The reasons for the deficiencies in the certification process are varied, and they dilute their practical content.
Missing advice accompanied by the lack of understanding and knowledge about organic farming, as well as inadequate EU laws, controls and standards are the reason that conventionally produced products can access the European market as certified organic products.
Even the best quality management cannot always guarantee that an organic product really comes from organic farming.
The on-site inspection activities in developing countries and emerging economies, which are carried out by private EU third country control bodies, lack of effective surveillance by the authorities. The control standards are, as experience teaches, often insufficient and too bureaucratic. Also, the expectation of a hierarchical structure to elevate an inspector to an elevated, effective position is not present in many countries of the Global South.
In practical terms, this means that although organic products grow on organic farmland, it is mainly the prescribed documentation that is checked and not the field or the practical production process.
This leads to poor inspection quality. So, it happens again and again that organic certificates are issued for companies which do not practice organic farming, but only make it believe by documentation of something, that is not implemented in practice.
In the market today, the consumer wants inexpensive to cheap products. Moreover, the trade often suggests that one gets a lot of good for nothing.

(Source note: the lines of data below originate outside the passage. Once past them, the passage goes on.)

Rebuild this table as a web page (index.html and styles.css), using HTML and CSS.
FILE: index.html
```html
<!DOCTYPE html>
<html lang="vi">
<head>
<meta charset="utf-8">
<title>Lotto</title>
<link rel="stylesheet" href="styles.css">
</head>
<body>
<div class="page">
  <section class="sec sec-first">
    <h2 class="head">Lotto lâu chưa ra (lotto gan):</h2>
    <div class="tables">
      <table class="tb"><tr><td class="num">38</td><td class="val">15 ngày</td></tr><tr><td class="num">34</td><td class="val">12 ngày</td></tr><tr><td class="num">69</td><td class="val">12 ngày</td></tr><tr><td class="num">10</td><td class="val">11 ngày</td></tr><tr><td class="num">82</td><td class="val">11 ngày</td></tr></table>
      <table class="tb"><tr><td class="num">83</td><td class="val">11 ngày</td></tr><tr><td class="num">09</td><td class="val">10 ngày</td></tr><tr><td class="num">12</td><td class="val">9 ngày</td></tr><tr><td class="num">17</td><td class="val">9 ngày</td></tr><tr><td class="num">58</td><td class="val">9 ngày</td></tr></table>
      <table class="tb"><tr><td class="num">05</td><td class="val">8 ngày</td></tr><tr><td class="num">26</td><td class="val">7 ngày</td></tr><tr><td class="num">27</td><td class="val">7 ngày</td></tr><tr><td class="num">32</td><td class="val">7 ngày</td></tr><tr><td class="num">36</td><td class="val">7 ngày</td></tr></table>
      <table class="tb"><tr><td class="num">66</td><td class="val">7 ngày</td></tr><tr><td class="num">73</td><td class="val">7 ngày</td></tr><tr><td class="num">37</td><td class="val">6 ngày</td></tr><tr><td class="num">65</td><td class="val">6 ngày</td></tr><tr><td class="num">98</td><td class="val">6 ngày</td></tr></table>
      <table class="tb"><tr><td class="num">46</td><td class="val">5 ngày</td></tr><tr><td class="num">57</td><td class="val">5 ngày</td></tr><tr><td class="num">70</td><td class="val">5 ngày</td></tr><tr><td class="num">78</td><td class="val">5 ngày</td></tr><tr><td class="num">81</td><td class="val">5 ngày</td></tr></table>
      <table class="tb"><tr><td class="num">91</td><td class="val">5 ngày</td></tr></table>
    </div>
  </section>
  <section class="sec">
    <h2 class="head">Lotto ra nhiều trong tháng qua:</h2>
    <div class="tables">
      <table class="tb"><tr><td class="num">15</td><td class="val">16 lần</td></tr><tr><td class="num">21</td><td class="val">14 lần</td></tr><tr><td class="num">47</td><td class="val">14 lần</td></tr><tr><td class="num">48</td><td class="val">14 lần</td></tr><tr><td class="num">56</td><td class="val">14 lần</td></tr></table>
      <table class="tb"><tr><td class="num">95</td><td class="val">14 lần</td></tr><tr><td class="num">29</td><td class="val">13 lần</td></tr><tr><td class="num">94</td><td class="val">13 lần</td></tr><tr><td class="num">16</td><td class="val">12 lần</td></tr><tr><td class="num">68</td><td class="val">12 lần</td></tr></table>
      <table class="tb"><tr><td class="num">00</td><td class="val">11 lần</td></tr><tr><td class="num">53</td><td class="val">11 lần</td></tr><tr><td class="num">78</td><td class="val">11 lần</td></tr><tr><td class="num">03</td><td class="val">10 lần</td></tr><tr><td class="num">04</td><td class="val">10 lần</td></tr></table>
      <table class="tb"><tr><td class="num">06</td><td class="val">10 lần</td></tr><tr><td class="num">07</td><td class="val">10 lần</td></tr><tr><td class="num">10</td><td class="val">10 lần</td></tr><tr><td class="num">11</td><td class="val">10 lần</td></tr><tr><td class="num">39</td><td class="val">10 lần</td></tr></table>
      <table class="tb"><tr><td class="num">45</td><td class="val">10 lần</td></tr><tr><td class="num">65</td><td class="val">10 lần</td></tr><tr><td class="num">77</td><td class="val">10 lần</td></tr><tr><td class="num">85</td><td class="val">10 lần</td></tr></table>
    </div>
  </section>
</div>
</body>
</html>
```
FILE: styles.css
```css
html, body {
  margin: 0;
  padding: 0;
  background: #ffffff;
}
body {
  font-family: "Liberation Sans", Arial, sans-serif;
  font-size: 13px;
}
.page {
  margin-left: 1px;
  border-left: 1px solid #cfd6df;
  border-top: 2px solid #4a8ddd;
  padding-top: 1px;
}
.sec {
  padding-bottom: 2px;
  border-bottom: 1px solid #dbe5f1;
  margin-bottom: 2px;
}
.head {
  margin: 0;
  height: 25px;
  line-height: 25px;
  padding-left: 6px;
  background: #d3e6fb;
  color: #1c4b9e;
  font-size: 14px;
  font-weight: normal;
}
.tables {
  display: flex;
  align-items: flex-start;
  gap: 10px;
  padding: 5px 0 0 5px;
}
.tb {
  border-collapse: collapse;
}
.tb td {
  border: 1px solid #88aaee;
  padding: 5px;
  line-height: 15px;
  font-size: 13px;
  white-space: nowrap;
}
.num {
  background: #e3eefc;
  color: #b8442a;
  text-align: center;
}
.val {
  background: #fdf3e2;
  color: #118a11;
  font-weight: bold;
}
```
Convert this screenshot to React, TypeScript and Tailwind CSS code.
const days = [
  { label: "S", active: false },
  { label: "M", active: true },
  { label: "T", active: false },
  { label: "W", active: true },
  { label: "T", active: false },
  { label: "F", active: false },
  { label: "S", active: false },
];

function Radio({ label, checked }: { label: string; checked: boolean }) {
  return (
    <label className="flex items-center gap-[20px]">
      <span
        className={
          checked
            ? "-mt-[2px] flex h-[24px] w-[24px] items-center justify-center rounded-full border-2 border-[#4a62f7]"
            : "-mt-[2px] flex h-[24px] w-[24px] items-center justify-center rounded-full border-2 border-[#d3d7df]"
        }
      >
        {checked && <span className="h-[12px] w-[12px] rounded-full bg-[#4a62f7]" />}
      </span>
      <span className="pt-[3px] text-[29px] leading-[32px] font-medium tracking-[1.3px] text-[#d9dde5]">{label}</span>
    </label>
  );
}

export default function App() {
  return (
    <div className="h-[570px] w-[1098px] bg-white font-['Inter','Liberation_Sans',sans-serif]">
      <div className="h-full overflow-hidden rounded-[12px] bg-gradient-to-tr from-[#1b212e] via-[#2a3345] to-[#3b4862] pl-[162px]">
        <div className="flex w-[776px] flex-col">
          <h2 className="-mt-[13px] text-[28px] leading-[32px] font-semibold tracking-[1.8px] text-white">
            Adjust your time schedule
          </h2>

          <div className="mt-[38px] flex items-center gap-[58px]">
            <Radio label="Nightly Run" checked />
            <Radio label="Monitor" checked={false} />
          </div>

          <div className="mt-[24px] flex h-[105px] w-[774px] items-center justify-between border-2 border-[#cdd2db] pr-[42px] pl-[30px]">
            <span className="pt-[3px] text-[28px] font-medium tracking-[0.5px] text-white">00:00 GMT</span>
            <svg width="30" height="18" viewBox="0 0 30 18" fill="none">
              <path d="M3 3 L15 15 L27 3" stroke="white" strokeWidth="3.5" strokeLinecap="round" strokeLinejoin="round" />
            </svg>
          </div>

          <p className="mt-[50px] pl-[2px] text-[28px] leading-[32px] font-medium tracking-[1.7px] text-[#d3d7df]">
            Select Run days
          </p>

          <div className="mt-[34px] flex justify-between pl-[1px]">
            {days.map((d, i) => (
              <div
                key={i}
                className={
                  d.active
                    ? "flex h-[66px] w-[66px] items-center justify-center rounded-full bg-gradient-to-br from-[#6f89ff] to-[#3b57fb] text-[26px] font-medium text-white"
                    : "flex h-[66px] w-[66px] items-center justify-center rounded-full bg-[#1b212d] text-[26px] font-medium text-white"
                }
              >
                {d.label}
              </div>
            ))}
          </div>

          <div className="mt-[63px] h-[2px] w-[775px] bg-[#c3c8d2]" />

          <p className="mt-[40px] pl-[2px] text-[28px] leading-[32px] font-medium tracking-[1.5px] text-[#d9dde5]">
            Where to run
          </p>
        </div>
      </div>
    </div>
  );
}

The export prices, which can be realised in average by the producers, often do not cover the additional costs for the investments in ecological production and social sustainability, because trade and consumers don't want to pay the additional expenses.
A consistent transition to real, genuine and sustainable social ecological farming without outside help is hardly financially viable for producers.
Still, consumers live with the imagination that they improve the lives of tea farmers in Asia or Africa when buying organic products labelled with sustainability seals such as Fairtrade, UTZ, Rainforest Alliance, etc.
Often people imagine organic products to be traded more fair than conventional products. One could deduce that consumers understood that organic production can only survive through sustainable production and a fair support by the market as a whole.
The EU with its organic control system and the private certification bodies bear responsibility towards the consumers. The uncertainties in the implementation of the sustainable, eco-social idea are so varied, that this can only be achieved by an intensive collaboration in form of development partnerships between the producers and responsible-minded and supporting trade enterprises.
This also requires a higher level of responsibility and support from European traders and consumers, which is crucial for the honesty of such projects.
There is probably still a long way to go before such sustainable certification systems will have a real positive impact on farmers and producers. Consumers and trade need to be more honest and understand that this is about people and not just about successful marketing.
Nevertheless, the existence of such systems is positive because they contribute to sustainable awareness-raising and can contribute to real sustainable development in the future.